No one expects the media not to make any mistakes, reporting being the first draft of history and so on. But for all of the media, the entire pack, to make the exact same mistakes as each other over the same time period is something different; it’s pack thinking, peer group pressure combined with an oft-stated desire to take down the big bad Orange Man. If it’s negative for Trump, it’s big news, hence the Qatar jet offer publicity, a bad look in anyone’s language. If something redounds to Trump’s credit, let’s scoff, or ignore it, anything but take it seriously. Accentuate the negative, downplay the positive. If you get it wrong you can always shove the correction on page ten in eight-point font, years down the track, and move on to the next crisis.

And it continues. Trump’s Gulf States tour was an extraordinary success of commercial diplomacy but you would only have known that by reading social media, the legacy media here and in the US choosing to underplay it. The spectacular Bedouin hair dance, where lines of women rhythmically shook their long glistening hair in greeting to Trump, was a gift to front pages all over the planet, but I didn’t see it used anywhere. If only half of Trump’s touted two trillion dollars of investments come off, it’s still a massive win.

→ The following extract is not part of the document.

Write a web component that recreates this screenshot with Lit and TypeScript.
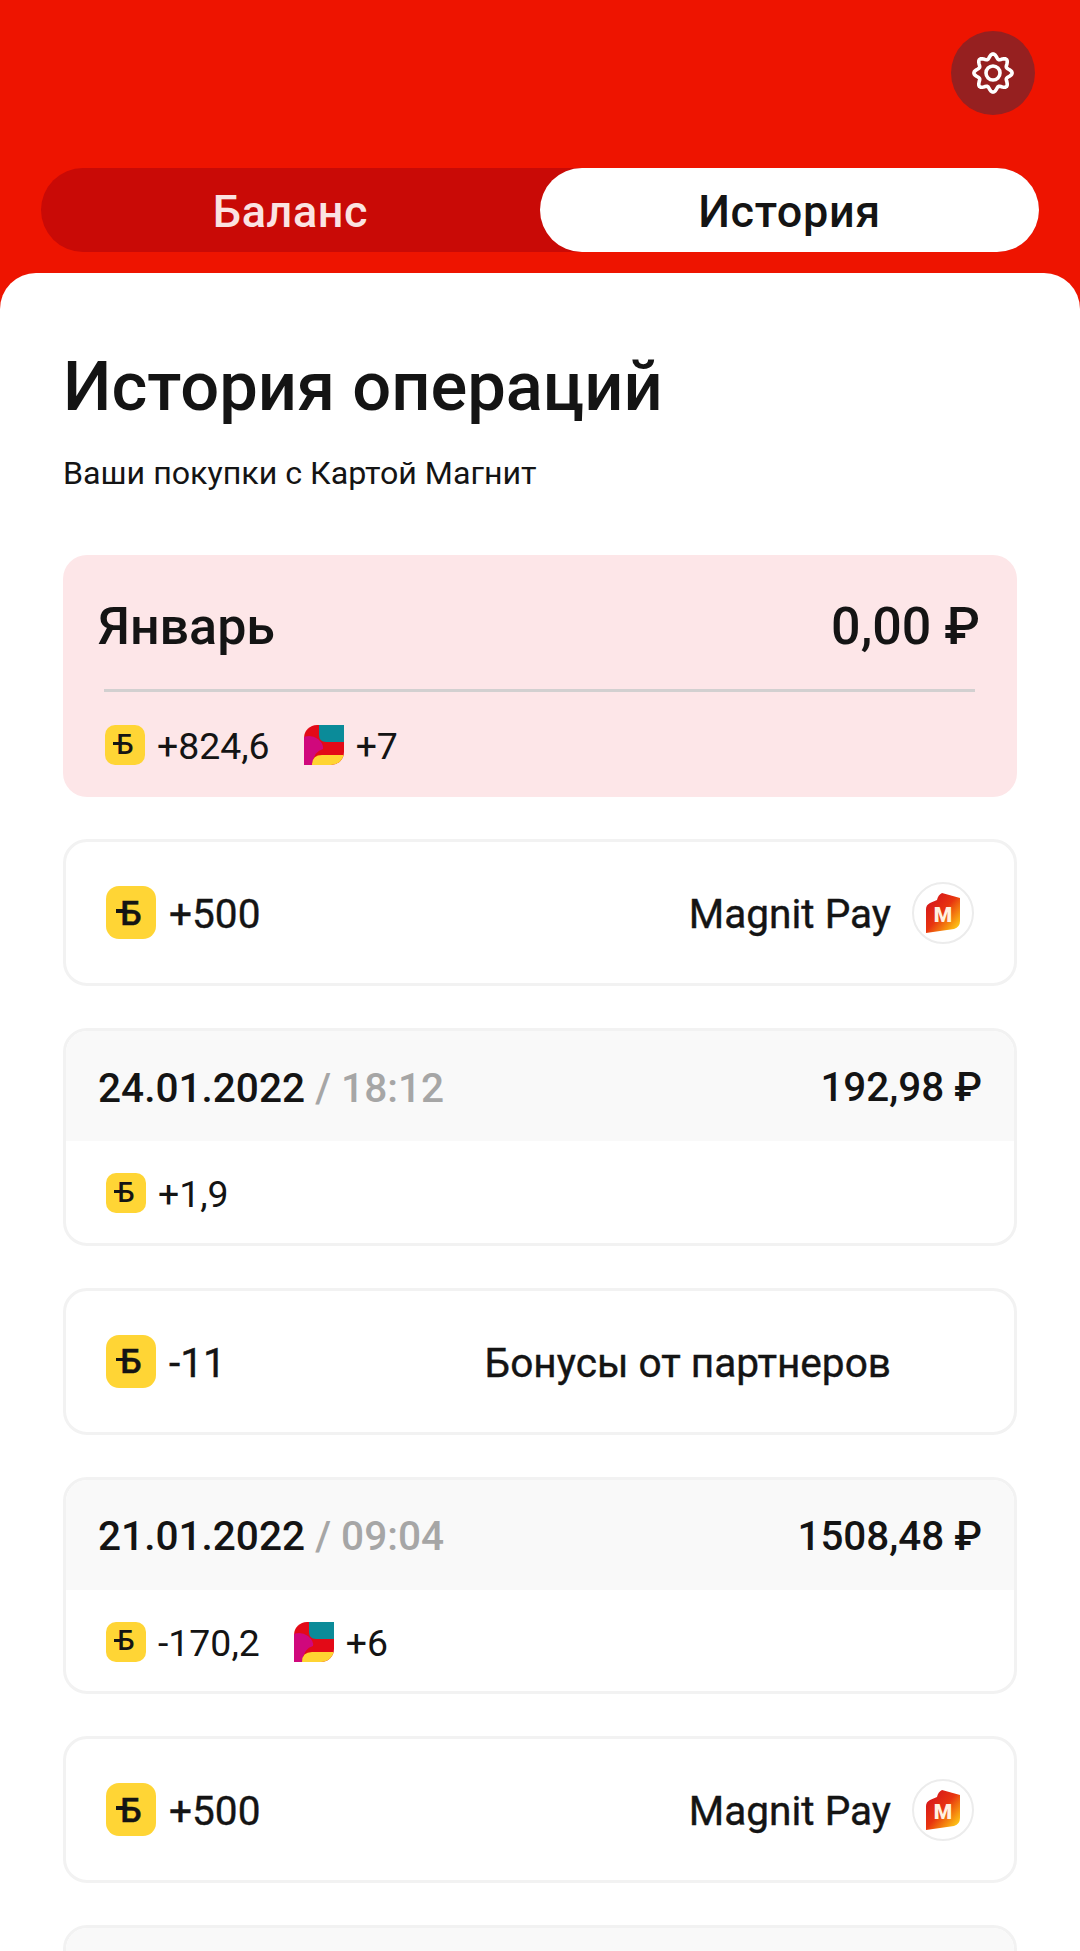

This relentless media slant against The Donald also explains why the Coalition were so terrified of being tagged with the Trump label during the recent campaign. Our news media takes feeds from US legacy media, like the Washington Post and the New York Times, so our foreign news is full of negative or critical views of Trump. Most Australians are astonished when you say you support Trump, as if it is a confession of wickedness. They are usually unaware there is even another side to the story.

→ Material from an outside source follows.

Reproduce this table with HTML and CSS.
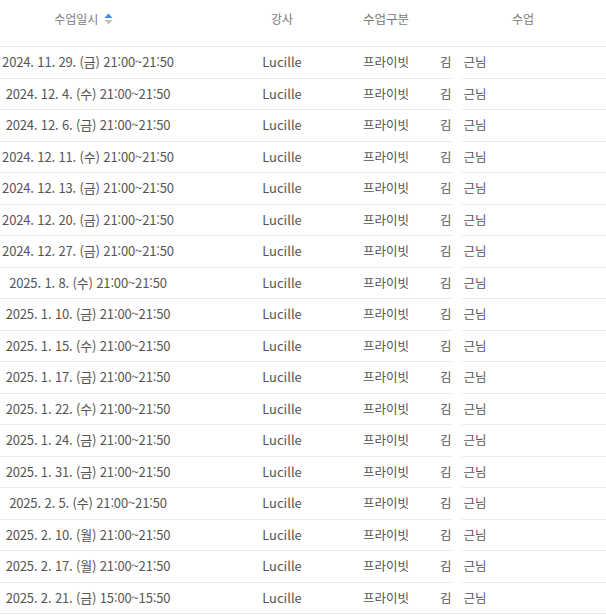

It also explains why there is so little reporting on that extraordinary treasure trove of fraud and waste, the US bureaucracy. Some $500 billion is reportedly lost to fraud every year, but Doge said the US Treasury also disbursed a further $US5 trillion a year without a code explaining what it was for. Cash out, but untraceable.

In a fascinating Doge round table recently, businessman Steve Davis said over 15 million people aged over 120 were on the Social Security rolls – when the oldest American is in fact 114. Over $300 million of small business loans had been given out to people under the age of 11, with the youngest recipient a nine-month-old baby. Davis said around 2.4 million federal employees had 4.6 million government credit cards. Healthcare tycoon Brad Smith said there were 700 different IT systems at the National Institutes of Health – ‘they can’t talk to each other’. A later Musk interview revealed a chart where Social Security numbers issued to non-citizens surged from 270,000 in 2021 to 2.1 million in 2024.

The US’s antiquated and inadequate infrastructure also threatens air safety, with Transport Secretary Sean Duffy warning some systems were so old that replacement parts had to be sourced from eBay, as they couldn’t be bought new. Amid endemic communications breakdowns and staff shortages, he has ordered air traffic at Newark to be slowed, for safety.

More widely reported has been the fraud and abuse unveiled at USAID, a now defunct agency, operating under the fig leaf of feeding starving children in Africa but in reality shuffling a lot of the funds back to DC. The African Development Foundation, for example, had to spend its grants in Africa, but when a Kenyan journalism group called ‘Africa 24’ won a grant, it was ordered to use it to pay agency salaries in DC.

The picture that emerges is of a gigantic, half-dead carcass, beset by a legion of bloodsuckers, parasites, fraudsters, DC chancers, Democrat staffers and donors, and all manner of the undeserving. No wonder Biden had to announce an extra 87,000 tax inspectors to keep the life support income stream flowing in one end, given the leaky, failing orifices gushing it out at the other.

Most outside the US remain unaware of the current corrupt reality of US politics, largely because of the ‘Whoops, got that wrong, who cares, it’s only Trump’ approach of the media elites.

Extraordinary, under-reported stories abound; what do we know of the Butler shooter and his multiple devices with foreign apps? Crickets. This is a black era for US journalism.